Red squirrels in Scotland are facing a threat from leprosy. Has this something to do with a lack of natural predators?

An infected red squirrel
Scotland’s red squirrels, already in decline are now facing a new threat from a form of leprosy, according to scientists in Edinburgh.

Red squirrels in Scotland are being killed by a form of leprosy that makes them lose their fur and die after causing painful swelling to their noses, ears and feet. The new infection is the latest threat to the rare animals that have been in decline for years due to competition from invasive grey squirrels and the deadly “squirrelpox” virus.

Researchers at the University of Edinburgh have discovered six cases caused by bacteria similar to Mycobacterium lepromatosis, which causes leprosy, since 2006. Little is known about how the disease spreads and it has never before been seen in red squirrels.

Professor Anna Meredith, from Edinburgh’s Royal Dick School of Veterinary Studies, urged members of the public to report sightings of infected animals. “We suspect this disease is more widespread than the six cases we have confirmed,” she told the BBC.

Formby, Lancashire is well known as a special place to see red squirrels


Red squirrels have been declining in Britain since the 19th Century. They are threatened by the grey squirrel and already face the major threat of the squirrelpox virus. “This is the last thing that they need – another disease which could potentially threaten the population.”

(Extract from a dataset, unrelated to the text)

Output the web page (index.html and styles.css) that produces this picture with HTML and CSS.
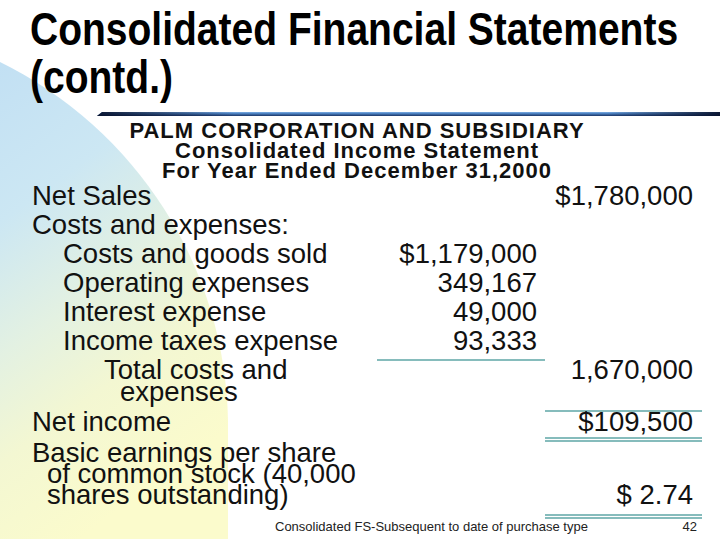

The leprosy is not believed to pose a threat to humans and has only so far been found in Scotland, from Dumfries and Galloway to the Moray Firth.

The red squirrel is the UK’s only native squirrel and numbers have declined rapidly since the introduction of grey squirrels from North America in the 19th Century, according to the Saving Scotland’s Red Squirrels project.

Around 95 per cent of red squirrels in England and Wales have been wiped out since 1952 and three quarters of the remaining population is found in Scotland.

Greys have replaced the native reds in much of Britain because they compete more successfully for food and habitat and transmit the deadly squirrelpox virus.

Red squirrels are being wiped out by a virus carried by grey squirrels

Red squirrels are being wiped out by a virus carried by grey squirrels Conservationists emphasised that squirrelpox, which is carried by greys but does not affect them, was still a greater threat than leprosy.

The pox is often mistaken for myxomatosis and causes, swellings, scabs and blindness that stops the squirrels feeding and kills them within 15 days.

Researchers in Edinburgh said dead red squirrels found by members of the public could be sent to them by post for research on squirrelpox and leprosy.

People are advised to follow basic hygiene rules before and after handling dead squirrels.

Would you want to cuddle this squirrel now!!

How these ‘Red Alert’ Groups, many via the local Wildlife Trusts have shot themselves in the foot with this one. By excepting hand outs from the government and lottery funding and not helping the establishment of predators to weed out these diseased animals the future of the squirrel will again be in the balance. Cage trapping of both grey and red squirrels using the same trap does not help and may even be responsible for spreading disease from one species to another.
Work in Ireland has shown that Grey Squirrels can not expand their range when facing predation of up to 68% by the Pine Marten. With an amazing 95% of Grey Squirrel taken as food by Goshawks in the breeding season, both squirrels should be encouraged to be taken by these predators. The problem lies in the fact that both predators although protected by law are being removed at an alarming rate by shooting estates. The Pine Marten is extinct in England and Goshawk is only hanging on in publicly owned Forestry. You have Prince Charles claiming great work by the ‘Red Alert’ while his friends allow diseases to flourish on their estates.
Public Relations with big estate owners never works as they only want one thing which is to control predation by raptors on their game birds. It is about time the Wildlife Trusts swallowed the bullet and came out against these estates and educated their members in a way they are able to better understand predator/prey relationships.